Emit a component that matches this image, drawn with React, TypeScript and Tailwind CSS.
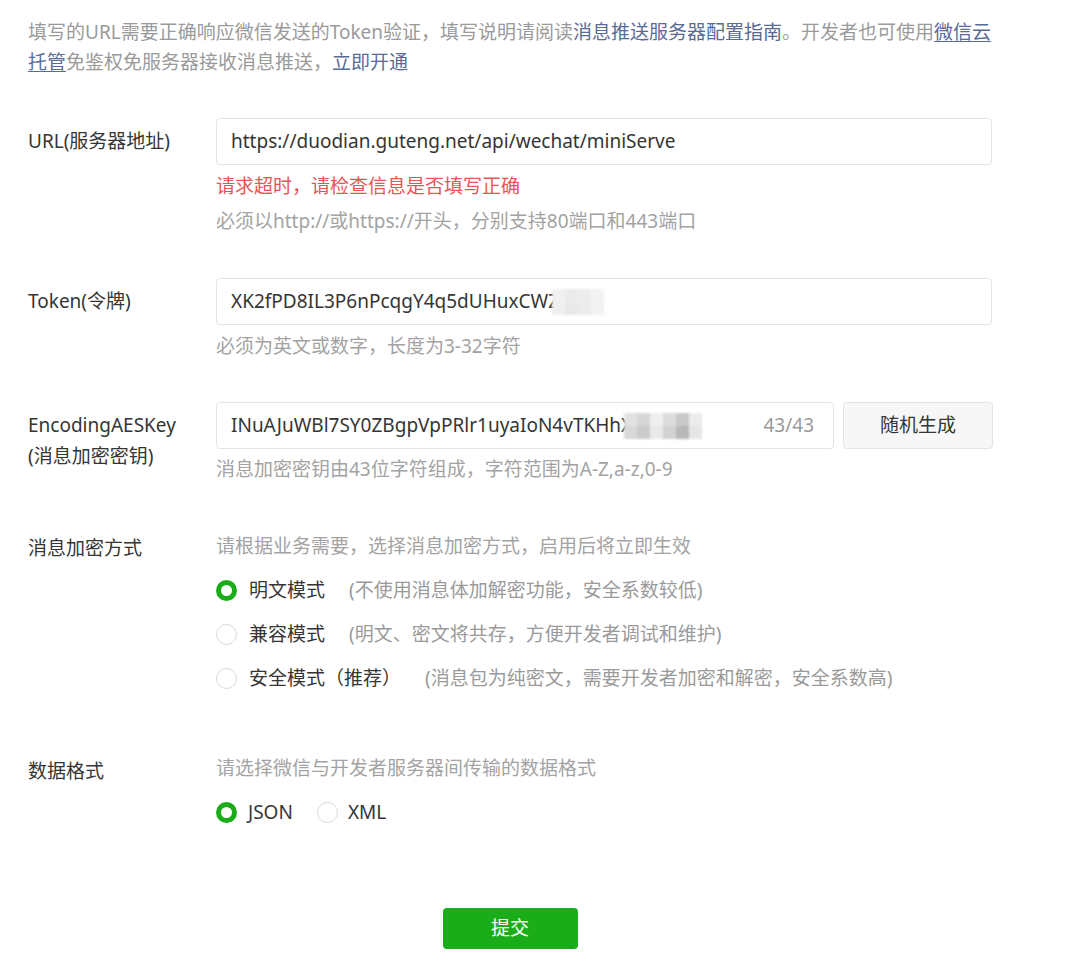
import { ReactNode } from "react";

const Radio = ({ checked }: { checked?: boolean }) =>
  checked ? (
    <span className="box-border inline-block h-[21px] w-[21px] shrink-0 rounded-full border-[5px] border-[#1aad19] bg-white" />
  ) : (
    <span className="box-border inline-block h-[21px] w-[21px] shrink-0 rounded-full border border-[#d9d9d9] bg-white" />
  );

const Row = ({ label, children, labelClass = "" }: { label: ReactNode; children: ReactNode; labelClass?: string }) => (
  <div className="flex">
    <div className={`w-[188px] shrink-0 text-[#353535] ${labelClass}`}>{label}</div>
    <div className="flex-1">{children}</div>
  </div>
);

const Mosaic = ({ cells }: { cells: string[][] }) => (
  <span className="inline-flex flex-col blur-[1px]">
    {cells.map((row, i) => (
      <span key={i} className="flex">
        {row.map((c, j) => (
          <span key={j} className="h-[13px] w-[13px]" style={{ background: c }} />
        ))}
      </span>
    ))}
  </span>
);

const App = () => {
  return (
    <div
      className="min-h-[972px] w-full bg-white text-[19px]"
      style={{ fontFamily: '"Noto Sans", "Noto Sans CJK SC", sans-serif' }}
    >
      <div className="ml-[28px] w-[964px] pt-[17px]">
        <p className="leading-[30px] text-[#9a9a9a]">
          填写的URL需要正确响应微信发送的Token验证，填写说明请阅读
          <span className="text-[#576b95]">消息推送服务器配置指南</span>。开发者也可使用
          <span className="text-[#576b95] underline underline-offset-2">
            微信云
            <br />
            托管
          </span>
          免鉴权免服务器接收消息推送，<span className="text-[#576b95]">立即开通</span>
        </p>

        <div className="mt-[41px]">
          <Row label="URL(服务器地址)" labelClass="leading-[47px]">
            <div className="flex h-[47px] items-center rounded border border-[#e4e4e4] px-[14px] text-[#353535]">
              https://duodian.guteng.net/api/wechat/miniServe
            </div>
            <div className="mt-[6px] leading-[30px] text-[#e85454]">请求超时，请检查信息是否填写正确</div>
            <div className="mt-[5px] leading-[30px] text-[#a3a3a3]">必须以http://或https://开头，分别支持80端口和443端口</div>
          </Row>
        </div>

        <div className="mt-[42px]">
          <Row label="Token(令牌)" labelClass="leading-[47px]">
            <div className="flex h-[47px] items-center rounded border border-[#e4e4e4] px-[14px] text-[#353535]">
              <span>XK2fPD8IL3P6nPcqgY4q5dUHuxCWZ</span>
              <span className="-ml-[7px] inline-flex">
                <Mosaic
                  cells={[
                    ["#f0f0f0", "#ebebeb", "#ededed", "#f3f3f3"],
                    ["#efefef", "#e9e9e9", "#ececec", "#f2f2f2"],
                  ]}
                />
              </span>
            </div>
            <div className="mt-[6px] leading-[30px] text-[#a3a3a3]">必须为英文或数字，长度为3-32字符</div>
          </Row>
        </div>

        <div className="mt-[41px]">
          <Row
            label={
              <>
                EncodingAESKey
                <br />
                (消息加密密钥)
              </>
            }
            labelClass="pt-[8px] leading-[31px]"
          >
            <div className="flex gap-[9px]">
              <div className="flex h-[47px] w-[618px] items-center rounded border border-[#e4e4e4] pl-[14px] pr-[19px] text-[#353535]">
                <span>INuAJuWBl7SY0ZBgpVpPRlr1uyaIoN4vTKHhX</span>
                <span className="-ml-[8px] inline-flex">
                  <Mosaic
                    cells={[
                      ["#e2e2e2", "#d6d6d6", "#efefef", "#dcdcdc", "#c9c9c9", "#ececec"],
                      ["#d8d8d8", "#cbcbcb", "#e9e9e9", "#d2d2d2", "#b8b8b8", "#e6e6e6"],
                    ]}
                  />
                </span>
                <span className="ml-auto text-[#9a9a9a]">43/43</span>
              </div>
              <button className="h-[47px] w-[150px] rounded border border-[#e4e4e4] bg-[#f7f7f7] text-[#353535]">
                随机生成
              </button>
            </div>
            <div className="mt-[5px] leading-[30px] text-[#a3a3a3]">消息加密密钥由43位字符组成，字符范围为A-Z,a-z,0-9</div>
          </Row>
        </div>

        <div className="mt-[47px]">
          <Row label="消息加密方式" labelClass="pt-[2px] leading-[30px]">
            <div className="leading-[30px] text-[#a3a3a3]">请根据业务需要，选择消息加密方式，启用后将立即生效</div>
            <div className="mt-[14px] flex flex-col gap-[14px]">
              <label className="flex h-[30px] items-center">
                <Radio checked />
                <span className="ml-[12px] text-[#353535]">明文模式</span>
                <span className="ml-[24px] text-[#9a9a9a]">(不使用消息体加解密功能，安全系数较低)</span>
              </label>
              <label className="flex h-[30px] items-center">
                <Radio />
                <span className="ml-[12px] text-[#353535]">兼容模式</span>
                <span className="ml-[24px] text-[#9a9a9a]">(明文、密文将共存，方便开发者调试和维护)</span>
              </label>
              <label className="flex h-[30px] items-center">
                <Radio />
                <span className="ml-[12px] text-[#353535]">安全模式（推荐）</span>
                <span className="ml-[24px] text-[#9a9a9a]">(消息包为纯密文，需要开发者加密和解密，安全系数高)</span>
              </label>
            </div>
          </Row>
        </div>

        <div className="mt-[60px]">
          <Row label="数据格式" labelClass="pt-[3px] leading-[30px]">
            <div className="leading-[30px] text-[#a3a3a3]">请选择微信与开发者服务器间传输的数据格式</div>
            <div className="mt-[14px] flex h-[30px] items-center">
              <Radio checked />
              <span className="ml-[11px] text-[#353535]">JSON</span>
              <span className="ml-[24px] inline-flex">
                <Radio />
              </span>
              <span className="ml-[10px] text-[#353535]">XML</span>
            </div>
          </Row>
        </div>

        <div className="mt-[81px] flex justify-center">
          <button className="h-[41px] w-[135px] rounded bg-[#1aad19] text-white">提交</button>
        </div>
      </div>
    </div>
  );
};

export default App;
────
WHAT YOU WILL DO
Reproduce the data verbatim. Do not carry any picture into the copy.

SOLUTION FOR THIS PROBLEM
Emit a component that matches this image, drawn with React, TypeScript and Tailwind CSS.
import { ReactNode } from "react";

const Radio = ({ checked }: { checked?: boolean }) =>
  checked ? (
    <span className="box-border inline-block h-[21px] w-[21px] shrink-0 rounded-full border-[5px] border-[#1aad19] bg-white" />
  ) : (
    <span className="box-border inline-block h-[21px] w-[21px] shrink-0 rounded-full border border-[#d9d9d9] bg-white" />
  );

const Row = ({ label, children, labelClass = "" }: { label: ReactNode; children: ReactNode; labelClass?: string }) => (
  <div className="flex">
    <div className={`w-[188px] shrink-0 text-[#353535] ${labelClass}`}>{label}</div>
    <div className="flex-1">{children}</div>
  </div>
);

const Mosaic = ({ cells }: { cells: string[][] }) => (
  <span className="inline-flex flex-col blur-[1px]">
    {cells.map((row, i) => (
      <span key={i} className="flex">
        {row.map((c, j) => (
          <span key={j} className="h-[13px] w-[13px]" style={{ background: c }} />
        ))}
      </span>
    ))}
  </span>
);

const App = () => {
  return (
    <div
      className="min-h-[972px] w-full bg-white text-[19px]"
      style={{ fontFamily: '"Noto Sans", "Noto Sans CJK SC", sans-serif' }}
    >
      <div className="ml-[28px] w-[964px] pt-[17px]">
        <p className="leading-[30px] text-[#9a9a9a]">
          填写的URL需要正确响应微信发送的Token验证，填写说明请阅读
          <span className="text-[#576b95]">消息推送服务器配置指南</span>。开发者也可使用
          <span className="text-[#576b95] underline underline-offset-2">
            微信云
            <br />
            托管
          </span>
          免鉴权免服务器接收消息推送，<span className="text-[#576b95]">立即开通</span>
        </p>

        <div className="mt-[41px]">
          <Row label="URL(服务器地址)" labelClass="leading-[47px]">
            <div className="flex h-[47px] items-center rounded border border-[#e4e4e4] px-[14px] text-[#353535]">
              https://duodian.guteng.net/api/wechat/miniServe
            </div>
            <div className="mt-[6px] leading-[30px] text-[#e85454]">请求超时，请检查信息是否填写正确</div>
            <div className="mt-[5px] leading-[30px] text-[#a3a3a3]">必须以http://或https://开头，分别支持80端口和443端口</div>
          </Row>
        </div>

        <div className="mt-[42px]">
          <Row label="Token(令牌)" labelClass="leading-[47px]">
            <div className="flex h-[47px] items-center rounded border border-[#e4e4e4] px-[14px] text-[#353535]">
              <span>XK2fPD8IL3P6nPcqgY4q5dUHuxCWZ</span>
              <span className="-ml-[7px] inline-flex">
                <Mosaic
                  cells={[
                    ["#f0f0f0", "#ebebeb", "#ededed", "#f3f3f3"],
                    ["#efefef", "#e9e9e9", "#ececec", "#f2f2f2"],
                  ]}
                />
              </span>
            </div>
            <div className="mt-[6px] leading-[30px] text-[#a3a3a3]">必须为英文或数字，长度为3-32字符</div>
          </Row>
        </div>

        <div className="mt-[41px]">
          <Row
            label={
              <>
                EncodingAESKey
                <br />
                (消息加密密钥)
              </>
            }
            labelClass="pt-[8px] leading-[31px]"
          >
            <div className="flex gap-[9px]">
              <div className="flex h-[47px] w-[618px] items-center rounded border border-[#e4e4e4] pl-[14px] pr-[19px] text-[#353535]">
                <span>INuAJuWBl7SY0ZBgpVpPRlr1uyaIoN4vTKHhX</span>
                <span className="-ml-[8px] inline-flex">
                  <Mosaic
                    cells={[
                      ["#e2e2e2", "#d6d6d6", "#efefef", "#dcdcdc", "#c9c9c9", "#ececec"],
                      ["#d8d8d8", "#cbcbcb", "#e9e9e9", "#d2d2d2", "#b8b8b8", "#e6e6e6"],
                    ]}
                  />
                </span>
                <span className="ml-auto text-[#9a9a9a]">43/43</span>
              </div>
              <button className="h-[47px] w-[150px] rounded border border-[#e4e4e4] bg-[#f7f7f7] text-[#353535]">
                随机生成
              </button>
            </div>
            <div className="mt-[5px] leading-[30px] text-[#a3a3a3]">消息加密密钥由43位字符组成，字符范围为A-Z,a-z,0-9</div>
          </Row>
        </div>

        <div className="mt-[47px]">
          <Row label="消息加密方式" labelClass="pt-[2px] leading-[30px]">
            <div className="leading-[30px] text-[#a3a3a3]">请根据业务需要，选择消息加密方式，启用后将立即生效</div>
            <div className="mt-[14px] flex flex-col gap-[14px]">
              <label className="flex h-[30px] items-center">
                <Radio checked />
                <span className="ml-[12px] text-[#353535]">明文模式</span>
                <span className="ml-[24px] text-[#9a9a9a]">(不使用消息体加解密功能，安全系数较低)</span>
              </label>
              <label className="flex h-[30px] items-center">
                <Radio />
                <span className="ml-[12px] text-[#353535]">兼容模式</span>
                <span className="ml-[24px] text-[#9a9a9a]">(明文、密文将共存，方便开发者调试和维护)</span>
              </label>
              <label className="flex h-[30px] items-center">
                <Radio />
                <span className="ml-[12px] text-[#353535]">安全模式（推荐）</span>
                <span className="ml-[24px] text-[#9a9a9a]">(消息包为纯密文，需要开发者加密和解密，安全系数高)</span>
              </label>
            </div>
          </Row>
        </div>

        <div className="mt-[60px]">
          <Row label="数据格式" labelClass="pt-[3px] leading-[30px]">
            <div className="leading-[30px] text-[#a3a3a3]">请选择微信与开发者服务器间传输的数据格式</div>
            <div className="mt-[14px] flex h-[30px] items-center">
              <Radio checked />
              <span className="ml-[11px] text-[#353535]">JSON</span>
              <span className="ml-[24px] inline-flex">
                <Radio />
              </span>
              <span className="ml-[10px] text-[#353535]">XML</span>
            </div>
          </Row>
        </div>

        <div className="mt-[81px] flex justify-center">
          <button className="h-[41px] w-[135px] rounded bg-[#1aad19] text-white">提交</button>
        </div>
      </div>
    </div>
  );
};

export default App;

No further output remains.